Instruction:
Where a line holds the string "styles", return that line.

Recorded data:
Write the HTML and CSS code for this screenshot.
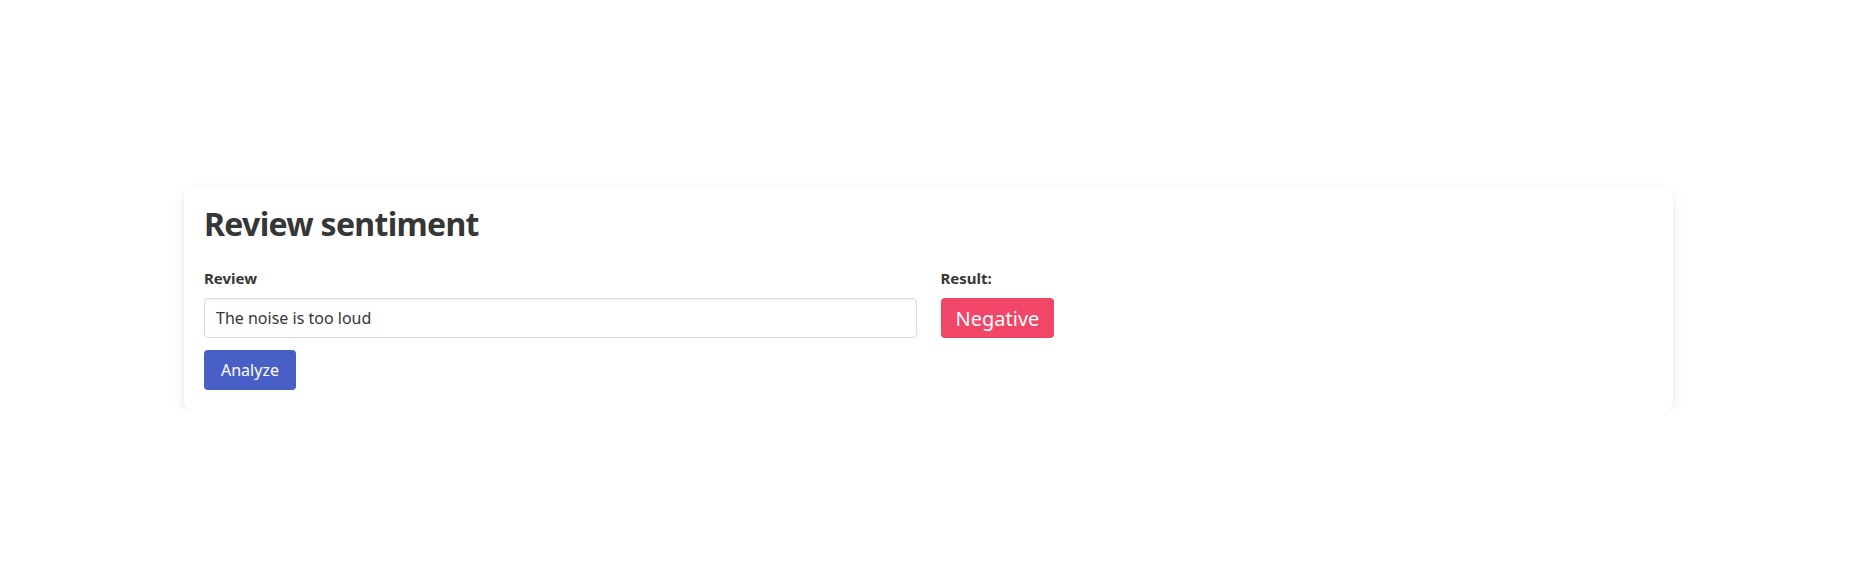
---
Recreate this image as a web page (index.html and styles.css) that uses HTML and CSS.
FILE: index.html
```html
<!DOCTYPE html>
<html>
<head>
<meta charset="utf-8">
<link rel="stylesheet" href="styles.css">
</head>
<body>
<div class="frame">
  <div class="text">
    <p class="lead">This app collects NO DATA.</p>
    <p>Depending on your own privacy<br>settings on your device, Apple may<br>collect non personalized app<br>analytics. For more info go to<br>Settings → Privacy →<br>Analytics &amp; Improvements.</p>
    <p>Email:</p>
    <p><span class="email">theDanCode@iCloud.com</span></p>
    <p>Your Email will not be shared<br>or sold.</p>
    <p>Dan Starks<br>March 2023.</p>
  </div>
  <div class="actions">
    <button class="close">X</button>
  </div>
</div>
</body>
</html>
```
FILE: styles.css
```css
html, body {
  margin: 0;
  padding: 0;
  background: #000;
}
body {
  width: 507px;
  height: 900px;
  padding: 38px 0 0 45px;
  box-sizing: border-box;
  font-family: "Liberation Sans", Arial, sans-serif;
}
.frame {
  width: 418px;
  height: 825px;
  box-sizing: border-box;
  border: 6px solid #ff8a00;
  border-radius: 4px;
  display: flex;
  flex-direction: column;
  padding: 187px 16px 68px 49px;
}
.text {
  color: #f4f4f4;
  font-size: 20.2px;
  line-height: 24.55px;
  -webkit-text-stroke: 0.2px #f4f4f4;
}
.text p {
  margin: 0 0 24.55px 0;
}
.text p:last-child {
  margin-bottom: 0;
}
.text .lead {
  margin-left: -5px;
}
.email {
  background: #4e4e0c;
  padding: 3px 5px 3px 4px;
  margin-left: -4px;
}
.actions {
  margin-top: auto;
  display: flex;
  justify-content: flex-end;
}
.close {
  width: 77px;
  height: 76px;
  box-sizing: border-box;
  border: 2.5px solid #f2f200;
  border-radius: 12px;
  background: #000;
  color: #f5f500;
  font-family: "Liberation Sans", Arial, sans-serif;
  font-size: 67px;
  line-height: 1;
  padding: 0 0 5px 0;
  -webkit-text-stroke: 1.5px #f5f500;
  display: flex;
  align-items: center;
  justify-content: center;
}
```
--
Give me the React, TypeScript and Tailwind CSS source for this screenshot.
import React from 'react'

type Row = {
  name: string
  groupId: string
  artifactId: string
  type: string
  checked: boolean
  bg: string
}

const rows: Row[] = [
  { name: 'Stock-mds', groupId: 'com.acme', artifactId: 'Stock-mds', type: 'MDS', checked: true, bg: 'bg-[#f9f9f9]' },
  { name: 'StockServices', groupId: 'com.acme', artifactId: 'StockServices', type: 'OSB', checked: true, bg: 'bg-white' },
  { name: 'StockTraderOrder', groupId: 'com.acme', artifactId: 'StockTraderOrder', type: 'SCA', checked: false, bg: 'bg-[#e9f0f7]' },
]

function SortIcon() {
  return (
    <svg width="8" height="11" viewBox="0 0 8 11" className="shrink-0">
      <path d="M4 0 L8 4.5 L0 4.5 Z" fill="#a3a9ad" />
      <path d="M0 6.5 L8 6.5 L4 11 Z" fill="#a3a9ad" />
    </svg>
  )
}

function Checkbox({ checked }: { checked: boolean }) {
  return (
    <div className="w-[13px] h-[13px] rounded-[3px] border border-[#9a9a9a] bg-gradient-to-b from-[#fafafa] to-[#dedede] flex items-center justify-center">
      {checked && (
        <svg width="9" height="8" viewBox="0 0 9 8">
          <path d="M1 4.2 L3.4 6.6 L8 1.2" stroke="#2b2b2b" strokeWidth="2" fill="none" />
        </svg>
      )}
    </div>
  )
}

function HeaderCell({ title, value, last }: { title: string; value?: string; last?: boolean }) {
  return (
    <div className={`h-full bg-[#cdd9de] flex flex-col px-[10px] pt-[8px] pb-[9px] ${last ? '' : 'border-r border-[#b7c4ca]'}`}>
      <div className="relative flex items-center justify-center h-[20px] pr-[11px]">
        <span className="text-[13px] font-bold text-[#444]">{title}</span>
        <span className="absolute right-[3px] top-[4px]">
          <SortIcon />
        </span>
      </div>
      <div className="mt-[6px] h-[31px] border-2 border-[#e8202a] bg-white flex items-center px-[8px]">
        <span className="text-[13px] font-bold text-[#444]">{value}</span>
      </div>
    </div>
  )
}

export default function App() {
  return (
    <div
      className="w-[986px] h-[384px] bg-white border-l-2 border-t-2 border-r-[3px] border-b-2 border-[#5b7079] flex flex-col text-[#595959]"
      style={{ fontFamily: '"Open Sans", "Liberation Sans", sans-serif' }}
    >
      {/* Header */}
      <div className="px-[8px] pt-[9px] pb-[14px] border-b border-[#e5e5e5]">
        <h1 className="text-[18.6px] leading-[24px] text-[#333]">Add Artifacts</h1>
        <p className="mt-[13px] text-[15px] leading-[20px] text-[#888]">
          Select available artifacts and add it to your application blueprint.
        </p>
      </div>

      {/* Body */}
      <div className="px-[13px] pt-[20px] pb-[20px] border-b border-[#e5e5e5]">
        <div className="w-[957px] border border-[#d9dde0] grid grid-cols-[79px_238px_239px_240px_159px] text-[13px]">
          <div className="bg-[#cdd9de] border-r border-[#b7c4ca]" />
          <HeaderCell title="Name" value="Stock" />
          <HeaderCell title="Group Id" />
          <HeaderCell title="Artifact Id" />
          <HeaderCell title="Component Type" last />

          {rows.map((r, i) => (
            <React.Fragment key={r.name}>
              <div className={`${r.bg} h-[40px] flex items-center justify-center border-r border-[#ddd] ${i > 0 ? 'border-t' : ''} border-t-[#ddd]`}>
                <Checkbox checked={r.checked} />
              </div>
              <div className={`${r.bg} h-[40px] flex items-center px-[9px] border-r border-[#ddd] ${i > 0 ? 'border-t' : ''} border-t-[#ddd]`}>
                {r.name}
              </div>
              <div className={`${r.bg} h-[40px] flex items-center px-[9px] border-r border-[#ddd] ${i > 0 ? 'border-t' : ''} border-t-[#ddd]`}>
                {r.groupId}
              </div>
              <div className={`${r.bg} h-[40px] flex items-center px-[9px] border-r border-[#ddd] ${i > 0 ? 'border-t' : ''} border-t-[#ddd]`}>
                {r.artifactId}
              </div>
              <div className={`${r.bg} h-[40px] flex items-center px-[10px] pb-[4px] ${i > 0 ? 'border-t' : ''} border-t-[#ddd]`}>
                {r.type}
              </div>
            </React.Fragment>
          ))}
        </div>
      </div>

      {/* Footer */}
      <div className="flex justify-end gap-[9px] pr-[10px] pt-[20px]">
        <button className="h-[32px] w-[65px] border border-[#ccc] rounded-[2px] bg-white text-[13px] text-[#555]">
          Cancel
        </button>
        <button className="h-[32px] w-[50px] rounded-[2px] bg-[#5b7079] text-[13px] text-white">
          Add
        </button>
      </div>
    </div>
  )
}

Reply to the exercise:
Recreate this image as a web page (index.html and styles.css) that uses HTML and CSS.
<link rel="stylesheet" href="styles.css">
FILE: styles.css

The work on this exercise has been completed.